*Stated problem*
Repeat, exactly and in full, the lines of the listing below, but without any pictures.

*Data section*
[start]

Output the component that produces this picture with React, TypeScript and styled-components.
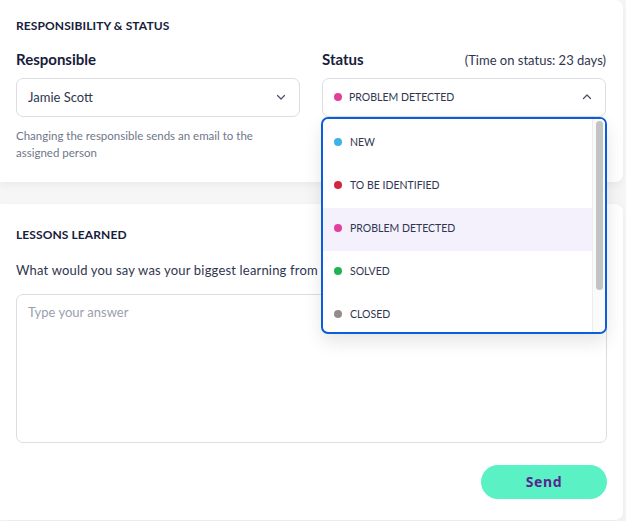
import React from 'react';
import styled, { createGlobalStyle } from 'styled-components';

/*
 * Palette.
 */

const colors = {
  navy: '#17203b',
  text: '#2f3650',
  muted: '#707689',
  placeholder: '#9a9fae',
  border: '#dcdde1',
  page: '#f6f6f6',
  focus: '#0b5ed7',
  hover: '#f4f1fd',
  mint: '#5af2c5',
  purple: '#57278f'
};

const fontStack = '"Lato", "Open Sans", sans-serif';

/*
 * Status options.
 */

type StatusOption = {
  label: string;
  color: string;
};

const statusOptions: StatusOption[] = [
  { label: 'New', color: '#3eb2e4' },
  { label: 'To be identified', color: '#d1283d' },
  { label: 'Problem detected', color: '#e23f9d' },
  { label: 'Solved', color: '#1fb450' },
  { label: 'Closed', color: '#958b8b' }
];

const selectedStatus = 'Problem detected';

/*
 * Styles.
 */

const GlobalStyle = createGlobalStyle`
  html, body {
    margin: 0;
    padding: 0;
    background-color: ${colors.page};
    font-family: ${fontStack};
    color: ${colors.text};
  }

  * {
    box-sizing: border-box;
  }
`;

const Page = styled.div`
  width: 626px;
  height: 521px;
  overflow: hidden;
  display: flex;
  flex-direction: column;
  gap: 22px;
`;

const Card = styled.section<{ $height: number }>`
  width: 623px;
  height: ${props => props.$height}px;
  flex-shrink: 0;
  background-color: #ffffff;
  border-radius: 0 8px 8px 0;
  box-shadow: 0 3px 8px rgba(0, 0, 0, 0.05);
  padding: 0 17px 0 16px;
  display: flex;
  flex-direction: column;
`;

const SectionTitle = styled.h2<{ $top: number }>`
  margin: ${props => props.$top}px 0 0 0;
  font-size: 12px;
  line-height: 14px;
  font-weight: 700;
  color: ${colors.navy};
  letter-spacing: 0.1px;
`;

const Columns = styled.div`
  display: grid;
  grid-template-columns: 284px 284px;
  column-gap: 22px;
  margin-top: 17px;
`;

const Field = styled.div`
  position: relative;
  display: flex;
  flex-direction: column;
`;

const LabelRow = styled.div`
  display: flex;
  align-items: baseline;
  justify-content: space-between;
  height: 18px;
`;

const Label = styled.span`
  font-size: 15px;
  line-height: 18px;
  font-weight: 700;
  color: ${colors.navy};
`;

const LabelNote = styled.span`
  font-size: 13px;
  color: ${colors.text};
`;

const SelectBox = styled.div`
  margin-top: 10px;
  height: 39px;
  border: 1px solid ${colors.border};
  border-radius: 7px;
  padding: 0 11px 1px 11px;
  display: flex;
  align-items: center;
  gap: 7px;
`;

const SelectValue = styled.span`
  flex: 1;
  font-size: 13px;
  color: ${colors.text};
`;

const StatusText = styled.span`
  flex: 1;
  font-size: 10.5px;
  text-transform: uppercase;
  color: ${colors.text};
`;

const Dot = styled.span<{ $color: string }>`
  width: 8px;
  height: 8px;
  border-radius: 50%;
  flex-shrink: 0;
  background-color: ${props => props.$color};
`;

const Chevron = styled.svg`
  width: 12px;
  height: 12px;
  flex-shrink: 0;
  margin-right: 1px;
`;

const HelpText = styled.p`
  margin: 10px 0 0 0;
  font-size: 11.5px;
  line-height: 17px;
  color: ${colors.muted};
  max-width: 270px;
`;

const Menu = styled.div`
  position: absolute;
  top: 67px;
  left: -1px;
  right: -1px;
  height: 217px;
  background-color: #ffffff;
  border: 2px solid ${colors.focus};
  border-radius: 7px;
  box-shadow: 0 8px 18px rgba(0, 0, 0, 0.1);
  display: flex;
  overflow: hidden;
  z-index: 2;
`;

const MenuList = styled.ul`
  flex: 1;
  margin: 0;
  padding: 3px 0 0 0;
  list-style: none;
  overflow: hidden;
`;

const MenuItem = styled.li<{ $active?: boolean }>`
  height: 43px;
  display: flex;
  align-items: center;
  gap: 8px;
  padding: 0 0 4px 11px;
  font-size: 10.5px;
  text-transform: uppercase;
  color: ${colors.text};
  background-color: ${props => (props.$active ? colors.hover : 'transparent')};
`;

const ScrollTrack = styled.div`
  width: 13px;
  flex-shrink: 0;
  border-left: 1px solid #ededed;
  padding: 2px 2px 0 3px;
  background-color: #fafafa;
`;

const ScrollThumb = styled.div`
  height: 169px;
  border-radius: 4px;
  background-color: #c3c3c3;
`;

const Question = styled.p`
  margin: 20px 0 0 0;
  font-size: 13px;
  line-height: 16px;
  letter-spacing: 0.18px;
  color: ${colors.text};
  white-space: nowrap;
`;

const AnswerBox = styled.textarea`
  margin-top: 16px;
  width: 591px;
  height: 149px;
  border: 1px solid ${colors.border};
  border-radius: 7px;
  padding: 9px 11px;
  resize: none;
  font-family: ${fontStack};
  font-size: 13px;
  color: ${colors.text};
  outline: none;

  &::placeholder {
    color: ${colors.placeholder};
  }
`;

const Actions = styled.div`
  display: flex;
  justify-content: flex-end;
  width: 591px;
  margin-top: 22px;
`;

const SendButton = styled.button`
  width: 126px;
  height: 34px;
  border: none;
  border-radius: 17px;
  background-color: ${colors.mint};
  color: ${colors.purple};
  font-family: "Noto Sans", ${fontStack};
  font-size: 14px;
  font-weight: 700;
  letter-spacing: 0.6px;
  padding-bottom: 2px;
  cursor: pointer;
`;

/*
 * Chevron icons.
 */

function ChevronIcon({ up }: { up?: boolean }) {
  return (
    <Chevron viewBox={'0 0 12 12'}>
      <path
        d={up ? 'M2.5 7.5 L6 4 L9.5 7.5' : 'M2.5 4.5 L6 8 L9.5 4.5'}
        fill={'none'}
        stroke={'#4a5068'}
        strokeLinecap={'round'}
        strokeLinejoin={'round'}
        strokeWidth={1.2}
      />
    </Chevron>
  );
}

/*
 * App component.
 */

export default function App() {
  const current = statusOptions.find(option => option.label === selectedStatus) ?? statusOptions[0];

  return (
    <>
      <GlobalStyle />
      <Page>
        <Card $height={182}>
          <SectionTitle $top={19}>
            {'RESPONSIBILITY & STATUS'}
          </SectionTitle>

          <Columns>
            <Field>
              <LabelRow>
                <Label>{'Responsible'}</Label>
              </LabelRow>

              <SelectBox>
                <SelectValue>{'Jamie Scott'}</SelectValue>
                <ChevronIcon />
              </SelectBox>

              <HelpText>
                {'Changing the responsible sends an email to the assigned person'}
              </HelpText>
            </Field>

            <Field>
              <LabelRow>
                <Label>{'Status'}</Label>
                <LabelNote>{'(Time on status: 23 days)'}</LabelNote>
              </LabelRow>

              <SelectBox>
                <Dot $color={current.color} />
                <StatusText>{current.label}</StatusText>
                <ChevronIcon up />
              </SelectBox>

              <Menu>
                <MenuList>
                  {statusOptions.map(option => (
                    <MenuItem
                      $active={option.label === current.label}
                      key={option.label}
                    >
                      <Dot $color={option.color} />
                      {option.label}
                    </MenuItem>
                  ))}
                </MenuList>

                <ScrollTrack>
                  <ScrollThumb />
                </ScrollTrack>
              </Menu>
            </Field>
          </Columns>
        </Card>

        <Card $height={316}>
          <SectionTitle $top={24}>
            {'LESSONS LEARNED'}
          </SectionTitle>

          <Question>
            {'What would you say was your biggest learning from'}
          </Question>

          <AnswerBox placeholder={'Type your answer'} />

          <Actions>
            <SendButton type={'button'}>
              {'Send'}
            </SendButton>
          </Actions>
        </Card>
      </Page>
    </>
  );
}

[end]

*Complete output*
Output the component that produces this picture with React, TypeScript and styled-components.
import React from 'react';
import styled, { createGlobalStyle } from 'styled-components';

/*
 * Palette.
 */

const colors = {
  navy: '#17203b',
  text: '#2f3650',
  muted: '#707689',
  placeholder: '#9a9fae',
  border: '#dcdde1',
  page: '#f6f6f6',
  focus: '#0b5ed7',
  hover: '#f4f1fd',
  mint: '#5af2c5',
  purple: '#57278f'
};

const fontStack = '"Lato", "Open Sans", sans-serif';

/*
 * Status options.
 */

type StatusOption = {
  label: string;
  color: string;
};

const statusOptions: StatusOption[] = [
  { label: 'New', color: '#3eb2e4' },
  { label: 'To be identified', color: '#d1283d' },
  { label: 'Problem detected', color: '#e23f9d' },
  { label: 'Solved', color: '#1fb450' },
  { label: 'Closed', color: '#958b8b' }
];

const selectedStatus = 'Problem detected';

/*
 * Styles.
 */

const GlobalStyle = createGlobalStyle`
  html, body {
    margin: 0;
    padding: 0;
    background-color: ${colors.page};
    font-family: ${fontStack};
    color: ${colors.text};
  }

  * {
    box-sizing: border-box;
  }
`;

const Page = styled.div`
  width: 626px;
  height: 521px;
  overflow: hidden;
  display: flex;
  flex-direction: column;
  gap: 22px;
`;

const Card = styled.section<{ $height: number }>`
  width: 623px;
  height: ${props => props.$height}px;
  flex-shrink: 0;
  background-color: #ffffff;
  border-radius: 0 8px 8px 0;
  box-shadow: 0 3px 8px rgba(0, 0, 0, 0.05);
  padding: 0 17px 0 16px;
  display: flex;
  flex-direction: column;
`;

const SectionTitle = styled.h2<{ $top: number }>`
  margin: ${props => props.$top}px 0 0 0;
  font-size: 12px;
  line-height: 14px;
  font-weight: 700;
  color: ${colors.navy};
  letter-spacing: 0.1px;
`;

const Columns = styled.div`
  display: grid;
  grid-template-columns: 284px 284px;
  column-gap: 22px;
  margin-top: 17px;
`;

const Field = styled.div`
  position: relative;
  display: flex;
  flex-direction: column;
`;

const LabelRow = styled.div`
  display: flex;
  align-items: baseline;
  justify-content: space-between;
  height: 18px;
`;

const Label = styled.span`
  font-size: 15px;
  line-height: 18px;
  font-weight: 700;
  color: ${colors.navy};
`;

const LabelNote = styled.span`
  font-size: 13px;
  color: ${colors.text};
`;

const SelectBox = styled.div`
  margin-top: 10px;
  height: 39px;
  border: 1px solid ${colors.border};
  border-radius: 7px;
  padding: 0 11px 1px 11px;
  display: flex;
  align-items: center;
  gap: 7px;
`;

const SelectValue = styled.span`
  flex: 1;
  font-size: 13px;
  color: ${colors.text};
`;

const StatusText = styled.span`
  flex: 1;
  font-size: 10.5px;
  text-transform: uppercase;
  color: ${colors.text};
`;

const Dot = styled.span<{ $color: string }>`
  width: 8px;
  height: 8px;
  border-radius: 50%;
  flex-shrink: 0;
  background-color: ${props => props.$color};
`;

const Chevron = styled.svg`
  width: 12px;
  height: 12px;
  flex-shrink: 0;
  margin-right: 1px;
`;

const HelpText = styled.p`
  margin: 10px 0 0 0;
  font-size: 11.5px;
  line-height: 17px;
  color: ${colors.muted};
  max-width: 270px;
`;

const Menu = styled.div`
  position: absolute;
  top: 67px;
  left: -1px;
  right: -1px;
  height: 217px;
  background-color: #ffffff;
  border: 2px solid ${colors.focus};
  border-radius: 7px;
  box-shadow: 0 8px 18px rgba(0, 0, 0, 0.1);
  display: flex;
  overflow: hidden;
  z-index: 2;
`;

const MenuList = styled.ul`
  flex: 1;
  margin: 0;
  padding: 3px 0 0 0;
  list-style: none;
  overflow: hidden;
`;

const MenuItem = styled.li<{ $active?: boolean }>`
  height: 43px;
  display: flex;
  align-items: center;
  gap: 8px;
  padding: 0 0 4px 11px;
  font-size: 10.5px;
  text-transform: uppercase;
  color: ${colors.text};
  background-color: ${props => (props.$active ? colors.hover : 'transparent')};
`;

const ScrollTrack = styled.div`
  width: 13px;
  flex-shrink: 0;
  border-left: 1px solid #ededed;
  padding: 2px 2px 0 3px;
  background-color: #fafafa;
`;

const ScrollThumb = styled.div`
  height: 169px;
  border-radius: 4px;
  background-color: #c3c3c3;
`;

const Question = styled.p`
  margin: 20px 0 0 0;
  font-size: 13px;
  line-height: 16px;
  letter-spacing: 0.18px;
  color: ${colors.text};
  white-space: nowrap;
`;

const AnswerBox = styled.textarea`
  margin-top: 16px;
  width: 591px;
  height: 149px;
  border: 1px solid ${colors.border};
  border-radius: 7px;
  padding: 9px 11px;
  resize: none;
  font-family: ${fontStack};
  font-size: 13px;
  color: ${colors.text};
  outline: none;

  &::placeholder {
    color: ${colors.placeholder};
  }
`;

const Actions = styled.div`
  display: flex;
  justify-content: flex-end;
  width: 591px;
  margin-top: 22px;
`;

const SendButton = styled.button`
  width: 126px;
  height: 34px;
  border: none;
  border-radius: 17px;
  background-color: ${colors.mint};
  color: ${colors.purple};
  font-family: "Noto Sans", ${fontStack};
  font-size: 14px;
  font-weight: 700;
  letter-spacing: 0.6px;
  padding-bottom: 2px;
  cursor: pointer;
`;

/*
 * Chevron icons.
 */

function ChevronIcon({ up }: { up?: boolean }) {
  return (
    <Chevron viewBox={'0 0 12 12'}>
      <path
        d={up ? 'M2.5 7.5 L6 4 L9.5 7.5' : 'M2.5 4.5 L6 8 L9.5 4.5'}
        fill={'none'}
        stroke={'#4a5068'}
        strokeLinecap={'round'}
        strokeLinejoin={'round'}
        strokeWidth={1.2}
      />
    </Chevron>
  );
}

/*
 * App component.
 */

export default function App() {
  const current = statusOptions.find(option => option.label === selectedStatus) ?? statusOptions[0];

  return (
    <>
      <GlobalStyle />
      <Page>
        <Card $height={182}>
          <SectionTitle $top={19}>
            {'RESPONSIBILITY & STATUS'}
          </SectionTitle>

          <Columns>
            <Field>
              <LabelRow>
                <Label>{'Responsible'}</Label>
              </LabelRow>

              <SelectBox>
                <SelectValue>{'Jamie Scott'}</SelectValue>
                <ChevronIcon />
              </SelectBox>

              <HelpText>
                {'Changing the responsible sends an email to the assigned person'}
              </HelpText>
            </Field>

            <Field>
              <LabelRow>
                <Label>{'Status'}</Label>
                <LabelNote>{'(Time on status: 23 days)'}</LabelNote>
              </LabelRow>

              <SelectBox>
                <Dot $color={current.color} />
                <StatusText>{current.label}</StatusText>
                <ChevronIcon up />
              </SelectBox>

              <Menu>
                <MenuList>
                  {statusOptions.map(option => (
                    <MenuItem
                      $active={option.label === current.label}
                      key={option.label}
                    >
                      <Dot $color={option.color} />
                      {option.label}
                    </MenuItem>
                  ))}
                </MenuList>

                <ScrollTrack>
                  <ScrollThumb />
                </ScrollTrack>
              </Menu>
            </Field>
          </Columns>
        </Card>

        <Card $height={316}>
          <SectionTitle $top={24}>
            {'LESSONS LEARNED'}
          </SectionTitle>

          <Question>
            {'What would you say was your biggest learning from'}
          </Question>

          <AnswerBox placeholder={'Type your answer'} />

          <Actions>
            <SendButton type={'button'}>
              {'Send'}
            </SendButton>
          </Actions>
        </Card>
      </Page>
    </>
  );
}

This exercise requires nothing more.